▸ Problem statement: Identify all lines in the listing that include the word "table", and copy them out.

(Rows from a dataset of pages and code)
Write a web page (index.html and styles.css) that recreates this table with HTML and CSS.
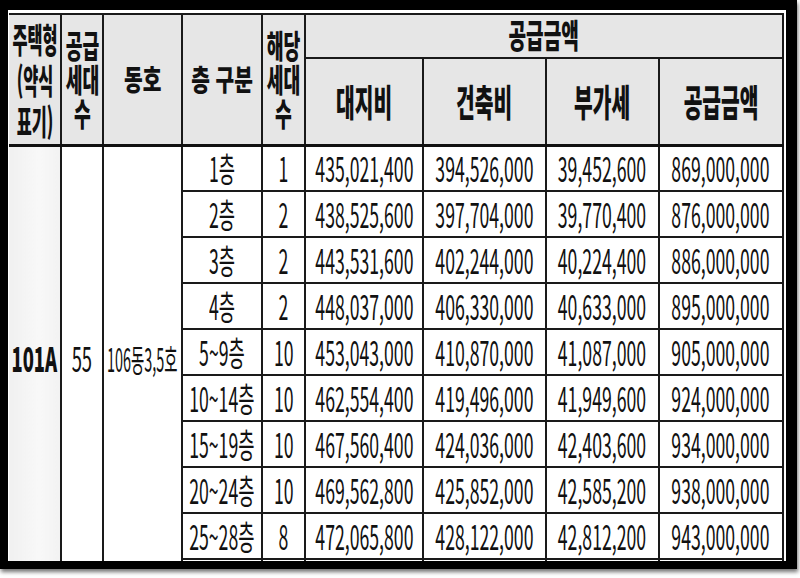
FILE: index.html
```html
<!DOCTYPE html>
<html lang="ko">
<head>
<meta charset="utf-8">
<link rel="stylesheet" href="styles.css">
</head>
<body>
<div class="frame">
  <div class="paper">
    <table class="price">
      <colgroup>
        <col class="c1"><col class="c2"><col class="c3"><col class="c4"><col class="c5">
        <col class="c6"><col class="c7"><col class="c8"><col class="c9">
      </colgroup>
      <thead>
        <tr class="hr1">
          <th rowspan="2" class="first"><span class="sq hs1">주택형<br>(약식<br>표기)</span></th>
          <th rowspan="2"><span class="sq hs2">공급<br>세대<br>수</span></th>
          <th rowspan="2"><span class="sq hm">동호</span></th>
          <th rowspan="2"><span class="sq hm">층 구분</span></th>
          <th rowspan="2"><span class="sq hs2">해당<br>세대<br>수</span></th>
          <th colspan="4"><span class="sq ht">공급금액</span></th>
        </tr>
        <tr class="hr2">
          <th><span class="sq hsub">대지비</span></th>
          <th><span class="sq hsub">건축비</span></th>
          <th><span class="sq hsub">부가세</span></th>
          <th><span class="sq hsub">공급금액</span></th>
        </tr>
      </thead>
      <tbody>
        <tr>
          <td rowspan="10" class="first"><span class="sq big b">101A</span></td>
          <td rowspan="10"><span class="sq big">55</span></td>
          <td rowspan="10"><span class="sq dong">106동3,5호</span></td>
          <td><span class="sq n">1층</span></td>
          <td><span class="sq n">1</span></td>
          <td><span class="sq n">435,021,400</span></td>
          <td><span class="sq n">394,526,000</span></td>
          <td><span class="sq n">39,452,600</span></td>
          <td><span class="sq n">869,000,000</span></td>
        </tr>
        <tr>
          <td><span class="sq n">2층</span></td>
          <td><span class="sq n">2</span></td>
          <td><span class="sq n">438,525,600</span></td>
          <td><span class="sq n">397,704,000</span></td>
          <td><span class="sq n">39,770,400</span></td>
          <td><span class="sq n">876,000,000</span></td>
        </tr>
        <tr>
          <td><span class="sq n">3층</span></td>
          <td><span class="sq n">2</span></td>
          <td><span class="sq n">443,531,600</span></td>
          <td><span class="sq n">402,244,000</span></td>
          <td><span class="sq n">40,224,400</span></td>
          <td><span class="sq n">886,000,000</span></td>
        </tr>
        <tr>
          <td><span class="sq n">4층</span></td>
          <td><span class="sq n">2</span></td>
          <td><span class="sq n">448,037,000</span></td>
          <td><span class="sq n">406,330,000</span></td>
          <td><span class="sq n">40,633,000</span></td>
          <td><span class="sq n">895,000,000</span></td>
        </tr>
        <tr>
          <td><span class="sq n">5~9층</span></td>
          <td><span class="sq n">10</span></td>
          <td><span class="sq n">453,043,000</span></td>
          <td><span class="sq n">410,870,000</span></td>
          <td><span class="sq n">41,087,000</span></td>
          <td><span class="sq n">905,000,000</span></td>
        </tr>
        <tr>
          <td><span class="sq n">10~14층</span></td>
          <td><span class="sq n">10</span></td>
          <td><span class="sq n">462,554,400</span></td>
          <td><span class="sq n">419,496,000</span></td>
          <td><span class="sq n">41,949,600</span></td>
          <td><span class="sq n">924,000,000</span></td>
        </tr>
        <tr>
          <td><span class="sq n">15~19층</span></td>
          <td><span class="sq n">10</span></td>
          <td><span class="sq n">467,560,400</span></td>
          <td><span class="sq n">424,036,000</span></td>
          <td><span class="sq n">42,403,600</span></td>
          <td><span class="sq n">934,000,000</span></td>
        </tr>
        <tr>
          <td><span class="sq n">20~24층</span></td>
          <td><span class="sq n">10</span></td>
          <td><span class="sq n">469,562,800</span></td>
          <td><span class="sq n">425,852,000</span></td>
          <td><span class="sq n">42,585,200</span></td>
          <td><span class="sq n">938,000,000</span></td>
        </tr>
        <tr>
          <td><span class="sq n">25~28층</span></td>
          <td><span class="sq n">8</span></td>
          <td><span class="sq n">472,065,800</span></td>
          <td><span class="sq n">428,122,000</span></td>
          <td><span class="sq n">42,812,200</span></td>
          <td><span class="sq n">943,000,000</span></td>
        </tr>
        <tr class="cut">
          <td></td><td></td><td></td><td></td><td></td><td></td>
        </tr>
      </tbody>
    </table>
  </div>
</div>
</body>
</html>
```

FILE: styles.css
```css
html, body {
  margin: 0;
  padding: 0;
  background: #ffffff;
}

body {
  width: 800px;
  height: 578px;
  overflow: hidden;
  font-family: "Noto Sans CJK KR", "Noto Sans", sans-serif;
  color: #111;
}

.frame {
  width: 797px;
  height: 569px;
  background: #000;
  box-sizing: border-box;
  padding: 10px 11px 8px 8px;
  box-shadow: 1px 3px 4px rgba(0, 0, 0, 0.55);
}

.paper {
  width: 100%;
  height: 100%;
  background: #fff;
  overflow: hidden;
  box-sizing: border-box;
  padding: 3px 0 0 1px;
}

.price {
  border-collapse: collapse;
  table-layout: fixed;
  width: 775px;
}

.c1 { width: 52px; }
.c2 { width: 42px; }
.c3 { width: 79px; }
.c4 { width: 80px; }
.c5 { width: 43px; }
.c6 { width: 118px; }
.c7 { width: 122px; }
.c8 { width: 113px; }
.c9 { width: 124px; }

.price th,
.price td {
  border: 2px solid #1a1a1a;
  padding: 0;
  text-align: center;
  vertical-align: middle;
  white-space: nowrap;
}

.price th.first,
.price td.first {
  border-left: none;
}

.price th {
  background: #e6e6e6;
  font-weight: 900;
}

.price thead tr:last-child th,
.price thead th[rowspan] {
  border-bottom: 3px solid #111;
}

.price td.first {
  background: linear-gradient(90deg, #f0f0f0 0%, #f8f8f8 60%, #f2f2f2 100%);
}

.hr1 { height: 44px; }
.hr2 { height: 87px; }
.price tbody tr { height: 46px; }
.price tbody tr.cut { height: 12px; }

.sq {
  display: inline-block;
  transform-origin: center center;
}

.hs1 {
  font-size: 34px;
  line-height: 41px;
  transform: scaleX(0.48);
  margin: 0 -30px;
}

.hs2 {
  font-size: 32px;
  line-height: 34px;
  transform: scaleX(0.57);
  margin: 0 -20px;
}

.hm {
  font-size: 29px;
  line-height: 32px;
  transform: scaleX(0.7);
  margin: 0 -20px;
}

.ht {
  font-size: 33px;
  line-height: 36px;
  transform: scaleX(0.58);
  margin-top: -4px;
}

.hsub {
  font-size: 37px;
  line-height: 40px;
  transform: scaleX(0.55);
  margin: 0 -20px;
}

.n {
  font-size: 34px;
  line-height: 40px;
  font-weight: 400;
  transform: scaleX(0.52);
  margin: 0 -60px;
}

.big {
  font-size: 34px;
  line-height: 40px;
  transform: scaleX(0.54);
  margin: 0 -30px;
}

.big.b {
  font-weight: 900;
}

.dong {
  font-size: 32px;
  line-height: 40px;
  transform: scaleX(0.45);
  margin: 0 -60px;
}
```
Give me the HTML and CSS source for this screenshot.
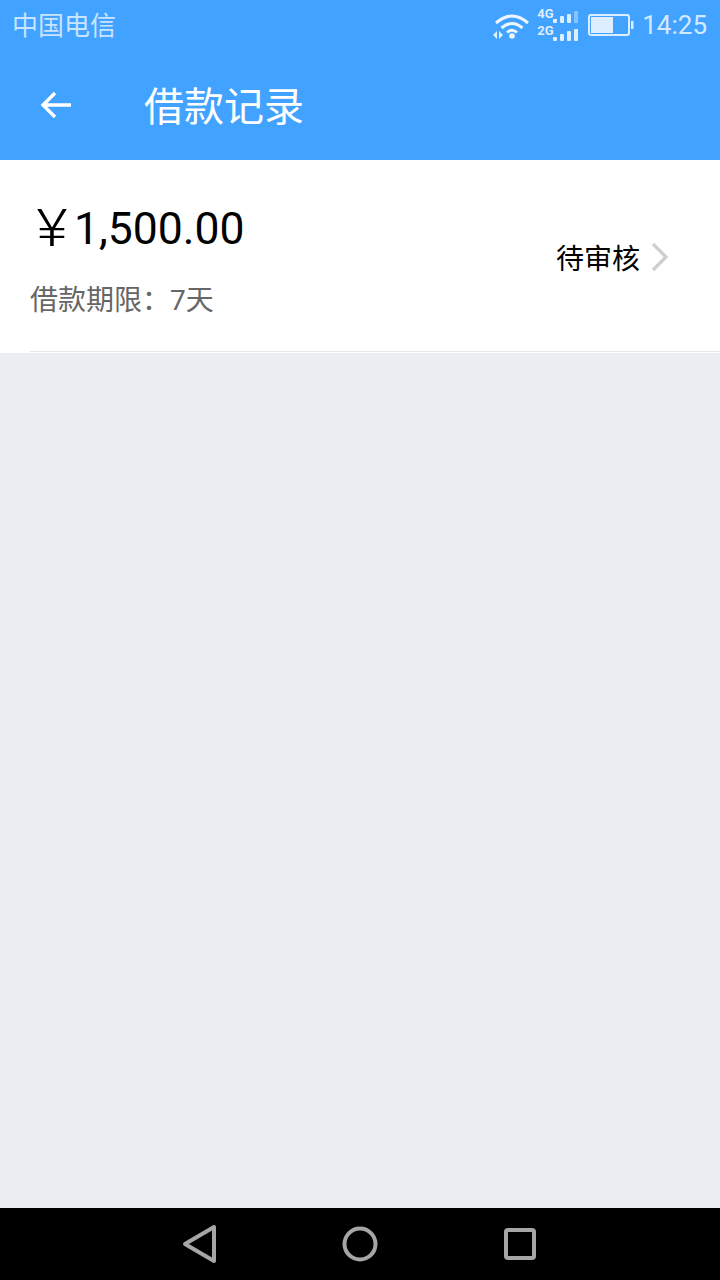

▸ Result of this exercise:
Write a web page (index.html and styles.css) that recreates this table with HTML and CSS.
    <table class="price">
    </table>
  table-layout: fixed;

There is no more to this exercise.